The 43 police forces in England & Wales employ well over 200,000 people, the majority of whom are police officers. Between 1997 and 2008 central government funding to police forces rose by over 40% in real terms, with significant increases in the numbers of police officers, civilian police staff and the introduction of Police Community Support Officers.

The Chancellor has outlined a 4% p.a. cut in the police budget whilst stating the aim to have no reduction in police-officer visibility and availability on the streets. He also reiterated the aims of the Winsor Review of police-officer terms and conditions, and the introduction of directly elected Police and Crime Commissioners.

Deloitte view

There is a risk that the budget cut will mean that police officers are taken from the frontline and redeployed into the back office in the near term. The Winsor Review will not deliver its recommendations until June 2011, and they will take much longer to implement - yet police forces and authorities need to start reducing costs immediately. Over 80% of force costs go on staff, the vast majority of whom are police officers and for whom turnover rates are well below public-sector averages. Because police-officers terms and conditions are much more inflexible than those of civilian staff, many forces will seek to fund their immediate savings from cutting civilian staff doing a range of support and operational support jobs. But these jobs will not go away without wider changes to the way services are delivered, and many forces will need to re-deploy police officers to backfill them. So the proportion of police officers available for ‘frontline’ duties could fall – and forces could be ‘over paying’ for police officers to do jobs that do not require their skills or powers.

The government is expecting to find much of the savings target through greater efficiency in the back office. Yet back-office services comprise a small proportion of force budgets, so forces will have to find new models for delivering their operational services more cheaply. They will need to consider much greater collaboration with other forces and other public services. Deloitte recently supported the forces and authorities of Yorkshire & the Humber to design a pioneering regional collaboration programme, and it was clear that the greatest potential savings lie in collaboration in operating policing capabilities.

Forces will also need to reform their workforces and consider which people, with which skills and powers, are best placed to deliver the re-designed services. Deloitte’s two-year evaluation for the Home Office of the national Workforce Modernisation Programme pointed to the potential benefits forces could realise through re-configuring the workforce alongside policing processes.

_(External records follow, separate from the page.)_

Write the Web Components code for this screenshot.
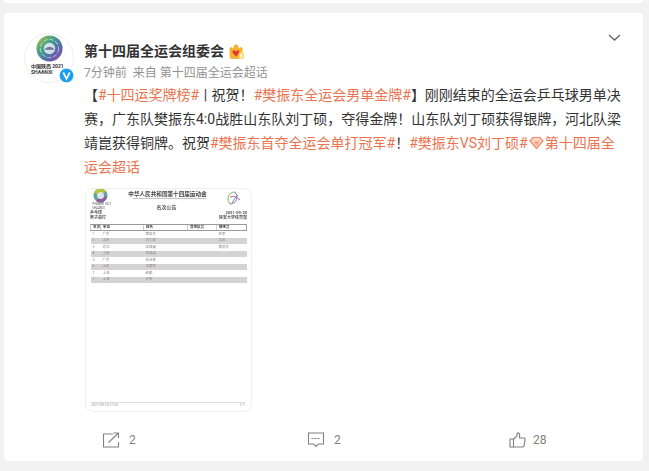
<!DOCTYPE html>
<html lang="zh">
<head>
<meta charset="utf-8">
<title>第十四届全运会组委会</title>
<style>
    html, body { margin: 0; height: 471px; overflow: hidden; background: #f2f2f2; }
    body { font-family: Roboto, "Noto Sans CJK SC", sans-serif; }
</style>
</head>
<body>
<feed-page>
    <feed-card>
        <user-head slot="head" name="第十四届全运会组委会" time="7分钟前" source="来自 第十四届全运会超话"></user-head>
        <post-text slot="text">
            【<a>#十四运奖牌榜#</a> | 祝贺！<a>#樊振东全运会男单金牌#</a>】刚刚结束的全运会乒乓球男单决赛，广东队樊振东4:0战胜山东队刘丁硕，夺得金牌！山东队刘丁硕获得银牌，河北队梁靖崑获得铜牌。祝贺<a>#樊振东首夺全运会单打冠军#</a>！<a>#樊振东VS刘丁硕#</a><svg width="15" height="14" viewBox="0 0 15 14" style="vertical-align:-2px;margin:0 1px"><path d="M1 5 4 1.500h7L14 5 7.500 12.500z" fill="#fbd3c4" stroke="#ee8a66" stroke-width="1.200"/><path d="M4.500 5.500h6L7.500 9.500z" fill="#f2a285"/></svg><a>第十四届全运会超话</a>
        </post-text>
        <doc-thumb slot="media"></doc-thumb>
        <action-bar slot="actions" share="2" comment="2" like="28"></action-bar>
    </feed-card>
</feed-page>

<script>
class FeedPage extends HTMLElement {
    connectedCallback() {
        this.attachShadow({ mode: 'open' });
        this.shadowRoot.innerHTML = `
            <style>
                :host { display: block; padding: 0 6px 10px 4px; }
                .prev { height: 3px; background: #fff; border-radius: 0 0 4px 4px; margin-bottom: 10px; }
            </style>
            <div class="prev"></div>
            <slot></slot>
        `;
    }
}

class FeedCard extends HTMLElement {
    connectedCallback() {
        this.attachShadow({ mode: 'open' });
        this.shadowRoot.innerHTML = `
            <style>
                :host {
                    display: block;
                    position: relative;
                    height: 448px;
                    box-sizing: border-box;
                    background: #fff;
                    border-radius: 4px;
                    padding: 20px 20px 0 20px;
                }
                .body { margin-left: 60px; }
                .chevron { position: absolute; top: 21px; right: 22px; }
            </style>
            <svg class="chevron" width="13" height="7" viewBox="0 0 13 7"><path d="M1 1l5.500 5L12 1" fill="none" stroke="#636363" stroke-width="1.300"/></svg>
            <slot name="head"></slot>
            <div class="body">
                <slot name="text"></slot>
                <slot name="media"></slot>
            </div>
            <slot name="actions"></slot>
        `;
    }
}

class UserHead extends HTMLElement {
    connectedCallback() {
        this.attachShadow({ mode: 'open' });
        this.shadowRoot.innerHTML = `
            <style>
                :host { display: flex; gap: 10px; height: 50px; color: #333; }
                .avatar {
                    position: relative;
                    width: 50px;
                    height: 50px;
                    flex: none;
                    box-sizing: border-box;
                    border: 1px solid #eee;
                    border-radius: 50%;
                    background: #fff;
                }
                .avatar .logo { position: absolute; left: 11px; top: 1px; filter: blur(.4px); }
                .cap {
                    position: absolute;
                    left: 6px;
                    top: 29px;
                    width: 36px;
                    overflow: hidden;
                    font-size: 5px;
                    line-height: 6px;
                    white-space: nowrap;
                    color: #333;
                    font-weight: 700;
                }
                .badge { position: absolute; right: -1px; bottom: -1px; }
                .meta { padding-top: 7px; }
                .name {
                    display: flex;
                    align-items: center;
                    gap: 5px;
                    font-size: 14px;
                    line-height: 22px;
                    font-weight: 700;
                    color: #333;
                }
                .time { margin-top: 2px; font-size: 12px; line-height: 18px; color: #939393; white-space: pre; }
            </style>
            <div class="avatar">
                <svg class="logo" width="27" height="27" viewBox="0 0 31 31">
                    <defs>
                        <linearGradient id="ring" x1="0" y1="0" x2="1" y2="1">
                            <stop offset="0" stop-color="#b7c63a"/>
                            <stop offset=".4" stop-color="#3f9d8f"/>
                            <stop offset=".7" stop-color="#5b63ad"/>
                            <stop offset="1" stop-color="#a24b9d"/>
                        </linearGradient>
                    </defs>
                    <circle cx="15.500" cy="15.500" r="15" fill="url(#ring)"/>
                    <circle cx="15.500" cy="15.500" r="10.500" fill="none" stroke="#fff" stroke-width="1" stroke-dasharray="5 2" opacity=".7"/>
                    <circle cx="15.500" cy="15.500" r="6.500" fill="#fff" opacity=".75"/>
                    <path d="M9.500 17q6-7 12 0z" fill="#6f6f9c"/>
                </svg>
                <div class="cap">中国陕西 2021<br>SHAANXI</div>
                <svg class="badge" width="15" height="15" viewBox="0 0 15 15">
                    <circle cx="7.500" cy="7.500" r="7.200" fill="#1a9cf0" stroke="#fff" stroke-width=".6"/>
                    <path d="M4.300 4.500 7.500 10.800 10.700 4.500" fill="none" stroke="#fff" stroke-width="1.700"/>
                </svg>
            </div>
            <div class="meta">
                <div class="name">
                    <span>${this.getAttribute('name')}</span>
                    <svg width="15" height="15" viewBox="0 0 15 15">
                        <path d="M.8 5.500Q.5 3.500 2.300 3.500 3.500 3.600 3.800 5 5 4 5 2.500 5 .8 7 .8 9 .8 9 2.500 9 4 10.200 5 10.500 3.600 11.700 3.500 13.500 3.500 13.200 5.500L12.800 13.500Q12.800 14.500 11.500 14.500H2.500Q1.200 14.500 1.200 13.500z" fill="#f7b52c" stroke="#e89a12" stroke-width=".5"/>
                        <path d="M7 12.500 3.700 9Q3 6.300 5 6.300 6.500 6.300 7 7.800 7.500 6.300 9 6.300 10.700 6.300 10.300 9z" fill="#e5352d"/>
                        <rect x="9.800" y="8.300" width="5.200" height="6.700" rx="1" fill="#fbd774"/>
                        <path d="M13.300 9.800Q11.300 9.800 11.300 12.200 11.300 13.800 12.400 13.800 13.600 13.800 13.600 12.500 13.600 11.300 12 11.500" fill="none" stroke="#fff" stroke-width=".9"/>
                    </svg>
                </div>
                <div class="time">${this.getAttribute('time')}  ${this.getAttribute('source')}</div>
            </div>
        `;
    }
}

class PostText extends HTMLElement {
    connectedCallback() {
        this.attachShadow({ mode: 'open' });
        this.shadowRoot.innerHTML = `
            <style>
                :host {
                    display: block;
                    font-size: 14px;
                    line-height: 24px;
                    word-spacing: 1px;
                    color: #333;
                    width: 539px;
                }
                ::slotted(a) { color: #eb7350; }
            </style>
            <slot></slot>
        `;
    }
}

class DocThumb extends HTMLElement {
    connectedCallback() {
        this.attachShadow({ mode: 'open' });
        const rows = [
            ['1', '广东', '樊振东', '', '亚军'],
            ['2', '山东', '刘丁硕', '', '马龙'],
            ['3', '河北', '梁靖崑', '', '樊振东'],
            ['4', '重庆', '林高远', '', ''],
            ['5', '广东', '林诗栋', '', ''],
            ['6', '山东', '王楚钦', '', ''],
            ['7', '上海', '赵鹏', '', ''],
            ['7', '上海', '许昕', '', '']
        ];
        this.shadowRoot.innerHTML = `
            <style>
                :host {
                    display: block;
                    position: relative;
                    box-sizing: border-box;
                    width: 167px;
                    height: 224px;
                    margin-top: 9px;
                    margin-left: 1px;
                    border: 1px solid #efefef;
                    border-radius: 8px;
                    background: #fff;
                    overflow: hidden;
                    color: #555;
                }
                .page {
                    height: 100%;
                    box-sizing: border-box;
                    padding: 0 4px;
                    font-size: 4px;
                    line-height: 5px;
                    white-space: nowrap;
                    filter: blur(.3px);
                }
                .title { padding-top: 0; text-align: center; font-size: 5.600px; line-height: 7px; font-weight: 700; color: #444; transform: translateX(-1px); }
                .sub { height: 1px; margin: 0 41px 0 43px; background: #c4c4c4; }
                .head { margin-top: 5px; padding-right: 4px; text-align: center; font-size: 5px; line-height: 6px; font-weight: 700; }
                .logo-l { position: absolute; left: 7px; top: -1px; }
                .cap { position: absolute; left: 6px; top: 14px; font-size: 3px; line-height: 3.500px; color: #555; }
                .logo-r { position: absolute; right: 8px; top: 2px; }
                .info { display: flex; justify-content: space-between; font-weight: 700; }
                table { width: 100%; margin-top: 4px; border-collapse: collapse; table-layout: fixed; }
                th, td { padding: 0 0 0 2px; height: 6.500px; overflow: hidden; text-align: left; font-size: 3.500px; line-height: 5px; }
                thead th { border-top: 1px solid #999; border-bottom: 1px solid #999; border-left: 1px solid #ccc; height: 5px; color: #333; }
                thead th:last-child { border-right: 1px solid #999; }
                tbody tr:nth-child(even) td { background: #d5d3d4; }
                td { color: #888; }
                .foot {
                    position: absolute;
                    left: 5px;
                    right: 6px;
                    top: 213px;
                    border-top: 1px solid #ddd;
                    display: flex;
                    justify-content: space-between;
                    font-size: 3.500px;
                    line-height: 4px;
                    color: #999;
                }
            </style>
            <div class="page" style="padding-top:2px">
                <svg class="logo-l" width="15" height="15" viewBox="0 0 15 15">
                    <circle cx="7.500" cy="7.500" r="7" fill="#5da59c"/>
                    <path d="M1 5A7 7 0 0 1 13 3L7.500 7.500z" fill="#b6c43c"/>
                    <path d="M14 9A7 7 0 0 1 3 13L7.500 7.500z" fill="#8f5aa6"/>
                    <circle cx="7.500" cy="7.500" r="3.500" fill="#dfe3ee"/>
                </svg>
                <div class="cap">中国陕西 2021<br>SHAANXI</div>
                <svg class="logo-r" width="16" height="16" viewBox="0 0 16 16" fill="none" stroke-width="1">
                    <path d="M8 1A7 7 0 0 0 3 13" stroke="#7fb65d"/>
                    <path d="M8 1A7 7 0 0 1 3 13" stroke="#a56ab5"/>
                    <path d="M3 6Q8 4 13 9" stroke="#c05fa0"/>
                    <path d="M5 12Q7 8 11 4" stroke="#4aa3b5"/>
                </svg>
                <div class="title">中华人民共和国第十四届运动会</div>
                <div class="sub"></div>
                <div class="head">名次公告</div>
                <div class="info"><span>乒乓球</span><span>2021-09-20</span></div>
                <div class="info"><span>男子单打</span><span>延安大学体育馆</span></div>
                <table>
                    <colgroup><col style="width:10px"><col style="width:43px"><col style="width:44px"><col style="width:29px"><col></colgroup>
                    <thead><tr><th>名次</th><th>单位</th><th>姓名</th><th>其他队员</th><th>教练员</th></tr></thead>
                    <tbody>
                        ${rows.map(r => `<tr>${r.map(c => `<td>${c}</td>`).join('')}</tr>`).join('')}
                    </tbody>
                </table>
                <div class="foot"><span>2021-09-20 21:55</span><span>1/1</span></div>
            </div>
        `;
    }
}

class ActionBar extends HTMLElement {
    connectedCallback() {
        this.attachShadow({ mode: 'open' });
        this.shadowRoot.innerHTML = `
            <style>
                :host {
                    display: grid;
                    grid-template-columns: 205px 201px 1fr;
                    margin-top: 19px;
                    padding-left: 79px;
                    font-size: 12px;
                    color: #808080;
                }
                .item { display: flex; align-items: center; gap: 9px; height: 18px; }
                .like { gap: 7px; }
                svg { flex: none; display: block; }
            </style>
            <div class="item">
                <svg width="17" height="16" viewBox="0 0 17 16" fill="none" stroke="#808080" stroke-width="1.100">
                    <path d="M10 2H.5v13h15V10"/>
                    <path d="M5.500 10.500 15 1.500M10.500 1H15.500V6"/>
                </svg>
                <span>${this.getAttribute('share')}</span>
            </div>
            <div class="item">
                <svg width="17" height="16" viewBox="0 0 17 16" fill="none" stroke="#808080" stroke-width="1.100">
                    <path d="M.5 1h15v11h-5L8 14.500 5.500 12h-5z"/>
                    <path d="M3.500 6.500h9" stroke-dasharray="2 1"/>
                </svg>
                <span>${this.getAttribute('comment')}</span>
            </div>
            <div class="item like">
                <svg width="17" height="16" viewBox="0 0 17 16" fill="none" stroke="#808080" stroke-width="1.100">
                    <path d="M1 7h3.500v8H1z"/>
                    <path d="M4.500 7 8 4V1.500Q8.500.500 10 1.200 11 2 10.500 6H15.500Q16.500 6.500 16 8L15 14Q14.500 15 13.500 15H4.500"/>
                </svg>
                <span>${this.getAttribute('like')}</span>
            </div>
        `;
    }
}

customElements.define('feed-page', FeedPage);
customElements.define('feed-card', FeedCard);
customElements.define('user-head', UserHead);
customElements.define('post-text', PostText);
customElements.define('doc-thumb', DocThumb);
customElements.define('action-bar', ActionBar);
</script>
</body>
</html>
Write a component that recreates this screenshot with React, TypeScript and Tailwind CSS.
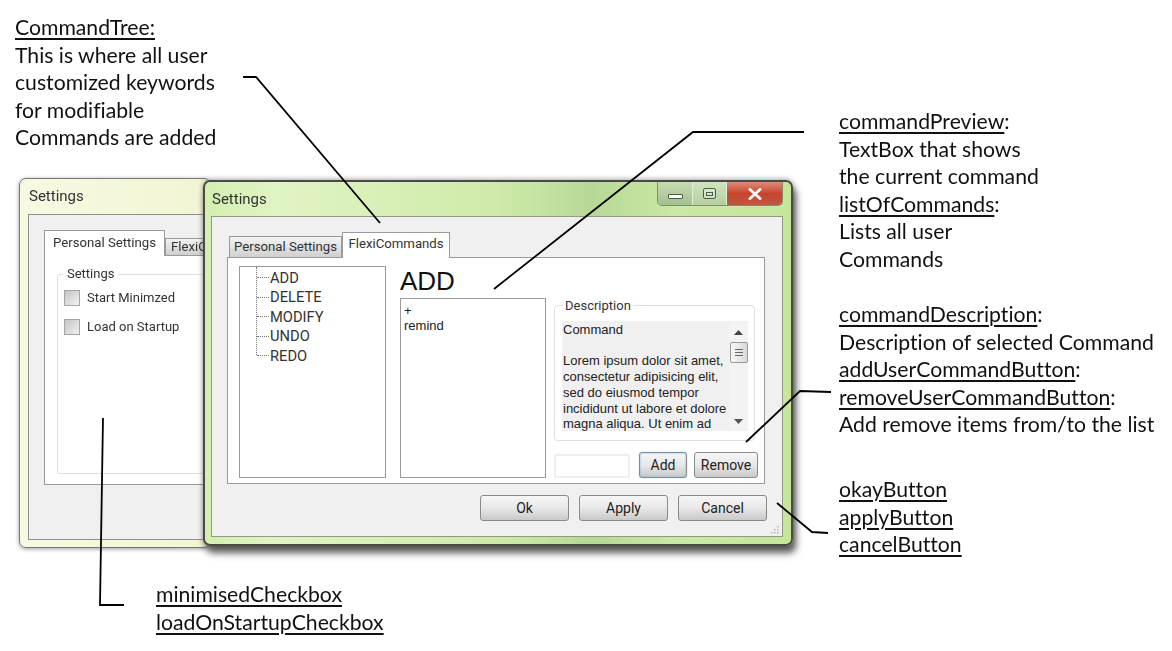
import React from "react";

const ui = "font-['Roboto','Liberation_Sans',sans-serif]";

function U({ children }: { children: React.ReactNode }) {
  return <span className="underline decoration-[1.5px] underline-offset-[3px]">{children}</span>;
}

function Note({ className, children }: { className: string; children: React.ReactNode }) {
  return (
    <div className={"absolute whitespace-nowrap text-[21.2px] leading-[27.5px] text-[#111] [font-variant-ligatures:none] font-['Lato','Liberation_Sans',sans-serif] " + className}>
      {children}
    </div>
  );
}

function Btn({ label, className }: { label: string; className: string }) {
  return (
    <div className={"flex items-center justify-center rounded-[3px] border border-[#8a8a8a] bg-gradient-to-b from-[#f6f6f6] via-[#e8e8e8] to-[#c9c9c9] text-[14px] text-[#222] " + className}>
      {label}
    </div>
  );
}

function Check({ label }: { label: string }) {
  return (
    <div className="flex h-[29px] items-start gap-[7px]">
      <div className="h-[16px] w-[16px] border border-[#a5a5a5] bg-gradient-to-br from-[#c4c4c4] to-[#f2f2f2]" />
      <span className="mt-[-2px] text-[13px] text-[#333]">{label}</span>
    </div>
  );
}

function TreeRow({ label }: { label: string }) {
  return (
    <div className="flex h-[19.5px] items-center">
      <div className="mr-[1px] w-[12px] border-t border-dotted border-[#777]" />
      <span className="text-[14.7px] text-[#333]">{label}</span>
    </div>
  );
}

function BackWindow() {
  return (
    <div className={"absolute left-[19px] top-[178px] flex h-[370px] w-[192px] flex-col overflow-hidden rounded-[7px] border border-[#777] bg-gradient-to-r from-[#f8f9e2] to-[#f2f5d2] pb-[7px] pl-[8px] shadow-[0_1px_4px_#999] blur-[0.4px] " + ui}>
      <div className="flex h-[35px] shrink-0 items-center pl-[1px] text-[15px] text-[#333]">Settings</div>
      <div className="flex flex-1 flex-col border border-[#8f8f8f] bg-[#f0f0f0] pb-[54px] pl-[15px] pt-[15px]">
        <div className="flex h-[26px] items-end">
          <div className="relative z-10 flex h-[26px] w-[121px] shrink-0 items-center justify-center border border-b-0 border-[#9a9a9a] bg-white pb-[2px] text-[13.2px] text-[#333]">Personal Settings</div>
          <div className="flex h-[18px] w-[80px] shrink-0 items-center border border-[#9a9a9a] bg-gradient-to-b from-[#f2f2f2] to-[#cfcfcf] pl-[5px] text-[13.2px] text-[#333]">FlexiC</div>
        </div>
        <div className="mt-[-1px] w-[400px] flex-1 border border-[#9a9a9a] bg-white pb-[10px] pl-[12px] pt-[9px]">
          <fieldset className="h-full rounded-[3px] border border-[#dcdfe3] pl-[6px] pt-[7px]">
            <legend className="ml-[-1px] px-[4px] text-[13px] leading-[18px] text-[#333]">Settings</legend>
            <Check label="Start Minimzed" />
            <Check label="Load on Startup" />
          </fieldset>
        </div>
      </div>
    </div>
  );
}

function Caption() {
  return (
    <div className="flex h-[24px] w-[126px] overflow-hidden rounded-b-[5px] border border-t-0 border-[#7d8f70]">
      <div className="flex w-[35px] items-center justify-center border-r border-[#e5efd8] bg-gradient-to-b from-[#c5dcb0] to-[#a4c08f]">
        <div className="mt-[5px] h-[5px] w-[15px] rounded-[1px] border border-[#4d5b48] bg-white" />
      </div>
      <div className="flex w-[34px] items-center justify-center border-r border-[#e5efd8] bg-gradient-to-b from-[#d0e4bf] to-[#b4cfa0]">
        <div className="flex h-[11px] w-[13px] items-center justify-center rounded-[2px] border border-[#4d5b48] bg-white/30">
          <div className="h-[4px] w-[7px] border border-[#4d5b48]" />
        </div>
      </div>
      <div className="flex flex-1 items-center justify-center bg-gradient-to-b from-[#dd8b78] via-[#c8442c] to-[#b85a40]">
        <svg width="14" height="12" viewBox="0 0 14 12">
          <path d="M2 1.5 L12 10.5 M12 1.5 L2 10.5" stroke="#f6f2ee" strokeWidth="3" strokeLinecap="round" />
          <path d="M2 1.5 L12 10.5 M12 1.5 L2 10.5" stroke="#ffffff" strokeWidth="1.5" strokeLinecap="round" />
        </svg>
      </div>
    </div>
  );
}

function Description() {
  return (
    <fieldset className="h-[144px] w-[201px] rounded-[4px] border border-[#dcdfe3] pl-[7px] pr-[6px] pt-[7px]">
      <legend className="ml-[1px] px-[2px] text-[13px] leading-[17px] text-[#333]">Description</legend>
      <div className="flex h-[110px] bg-[#f0f0f0]">
        <div className="flex-1 pl-[1px] pt-[1px] font-['Liberation_Sans',sans-serif] text-[13px] leading-[15.7px] text-[#222]">
          <div>Command</div>
          <div className="h-[15.7px]" />
          <div className="whitespace-nowrap">Lorem ipsum dolor sit amet,</div>
          <div className="whitespace-nowrap">consectetur adipisicing elit,</div>
          <div className="whitespace-nowrap">sed do eiusmod tempor</div>
          <div className="whitespace-nowrap">incididunt ut labore et dolore</div>
          <div className="whitespace-nowrap">magna aliqua. Ut enim ad</div>
        </div>
        <div className="flex w-[19px] flex-col items-center bg-[#f3f3f3]">
          <svg className="mt-[9px]" width="9" height="5" viewBox="0 0 9 5"><path d="M4.5 0 L9 5 L0 5 Z" fill="#444" /></svg>
          <div className="mt-[7px] flex h-[21px] w-[18px] flex-col items-center justify-center gap-[2px] rounded-[2px] border border-[#999] bg-gradient-to-r from-[#f8f8f8] to-[#d8d8d8]">
            <div className="h-px w-[8px] bg-[#666]" />
            <div className="h-px w-[8px] bg-[#666]" />
            <div className="h-px w-[8px] bg-[#666]" />
          </div>
          <svg className="mt-[56px]" width="9" height="5" viewBox="0 0 9 5"><path d="M4.5 5 L9 0 L0 0 Z" fill="#555" /></svg>
        </div>
      </div>
    </fieldset>
  );
}

function FrontWindow() {
  return (
    <div className={"absolute left-[203px] top-[180px] flex h-[366px] w-[590px] flex-col rounded-[7px] border-2 border-[#4a4a44] bg-[linear-gradient(90deg,#d4efb0_0%,#e0f4c4_12%,#cfeaa8_50%,#b7d996_66%,#cbe8a4_80%,#c6e69a_100%)] pb-[7px] pl-[6px] pr-[8px] shadow-[3px_7px_7px_rgba(50,50,50,0.8),0_-1px_5px_rgba(90,90,90,0.5)] blur-[0.4px] " + ui}>
      <div className="flex h-[34px] shrink-0 items-start justify-between">
        <span className="ml-[1px] mt-[6px] text-[15px] text-[#333]">Settings</span>
        <Caption />
      </div>
      <div className="relative flex flex-1 flex-col border border-[#8f9a84] bg-[#f0f0f0] pl-[15px] pr-[17px] pt-[15px]">
        <div className="flex h-[26px] items-end pl-[2px]">
          <div className="flex h-[22px] w-[113px] items-center justify-center border border-[#9a9a9a] bg-gradient-to-b from-[#f4f4f4] to-[#d0d0d0] text-[13.2px] text-[#333]">Personal Settings</div>
          <div className="relative z-10 flex h-[26px] w-[108px] items-center justify-center border border-b-0 border-[#9a9a9a] bg-white pb-[3px] text-[13.2px] text-[#333]">FlexiCommands</div>
        </div>
        <div className="mt-[-1px] flex h-[227px] border border-[#9a9a9a] bg-white pl-[11px] pt-[8px]">
          <div className="h-[212px] w-[147px] border border-[#9a9a9a] pl-[16px]">
            <div className="h-[88px] border-l border-dotted border-[#777] pt-px">
              <TreeRow label="ADD" />
              <TreeRow label="DELETE" />
              <TreeRow label="MODIFY" />
              <TreeRow label="UNDO" />
              <TreeRow label="REDO" />
            </div>
          </div>
          <div className="ml-[14px] flex w-[146px] flex-col">
            <div className="flex h-[32px] items-center pb-[2px] font-['Liberation_Sans',sans-serif] text-[26px] text-[#111]">ADD</div>
            <div className="h-[180px] border border-[#9a9a9a] pl-[3px] pt-[4px] font-['Liberation_Sans',sans-serif] text-[13px] leading-[15px] text-[#222]">
              <div>+</div>
              <div>remind</div>
            </div>
          </div>
          <div className="ml-[8px] flex flex-col pt-[31px]">
            <Description />
            <div className="mt-[11px] flex items-start">
              <div className="mt-[2px] h-[24px] w-[76px] rounded-[2px] border-2 border-[#eeeeee]" />
              <Btn label="Add" className="ml-[9px] h-[26px] w-[48px] border-[#3f9fd8] shadow-[inset_0_0_2px_#5cb8ea,0_0_1px_#3f9fd8]" />
              <Btn label="Remove" className="ml-[7px] h-[26px] w-[64px]" />
            </div>
          </div>
        </div>
        <div className="mt-[11px] flex justify-end gap-[10px]">
          <Btn label="Ok" className="h-[26px] w-[89px]" />
          <Btn label="Apply" className="h-[26px] w-[89px]" />
          <Btn label="Cancel" className="mr-[-2px] h-[26px] w-[89px]" />
        </div>
        <svg className="absolute bottom-[1px] right-[2px]" width="9" height="9" viewBox="0 0 9 9">
          <g fill="#b5b5b5">
            <rect x="6" y="0" width="1.5" height="1.5" />
            <rect x="3" y="3" width="1.5" height="1.5" />
            <rect x="6" y="3" width="1.5" height="1.5" />
            <rect x="0" y="6" width="1.5" height="1.5" />
            <rect x="3" y="6" width="1.5" height="1.5" />
            <rect x="6" y="6" width="1.5" height="1.5" />
          </g>
        </svg>
      </div>
    </div>
  );
}

export default function App() {
  return (
    <div className="relative h-[651px] w-[1172px] overflow-hidden bg-white">
      <BackWindow />
      <FrontWindow />
      <svg className="pointer-events-none absolute inset-0" width="1172" height="651" viewBox="0 0 1172 651" fill="none" stroke="#000" strokeWidth="1.8">
        <path d="M243 77 L256 77 L380 223" />
        <path d="M804 132 L693 132 L494 289" />
        <path d="M124 605 L100 605 L103 418" />
        <path d="M746 442 L800 391 L831 392" />
        <path d="M777 503 L812 532 L828 533" />
      </svg>
      <Note className="left-[15px] top-[14px]">
        <div><U>CommandTree:</U></div>
        <div>This is where all user</div>
        <div>customized keywords</div>
        <div>for modifiable</div>
        <div>Commands are added</div>
      </Note>
      <Note className="left-[839px] top-[108px]">
        <div><U>commandPreview</U>:</div>
        <div>TextBox that shows</div>
        <div>the current command</div>
        <div><U>listOfCommands</U>:</div>
        <div>Lists all user</div>
        <div>Commands</div>
      </Note>
      <Note className="left-[839px] top-[301px]">
        <div><U>commandDescription</U>:</div>
        <div>Description of selected Command</div>
        <div><U>addUserCommandButton</U>:</div>
        <div><U>removeUserCommandButton</U>:</div>
        <div>Add remove items from/to the list</div>
      </Note>
      <Note className="left-[839px] top-[476px]">
        <div><U>okayButton</U></div>
        <div><U>applyButton</U></div>
        <div><U>cancelButton</U></div>
      </Note>
      <Note className="left-[156px] top-[581px]">
        <div><U>minimisedCheckbox</U></div>
        <div><U>loadOnStartupCheckbox</U></div>
      </Note>
    </div>
  );
}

The police service has some fantastic leaders. Many excel at crisis-driven leadership in particular, where actions need to be taken quickly, where resources are in direct line command and where, frequently, there are clear right/wrong answers. Policing in the new age of austerity will require new leadership skills – leading without authority (e.g. through partnerships with other public services); the ability to commission services effectively from others, including the private sector; managing risk rather than trying to eliminate it; and, taking decisions when there is no one right answer, leading their teams need to navigate through to the best solution in the context. The police service will need to invest in these new skills.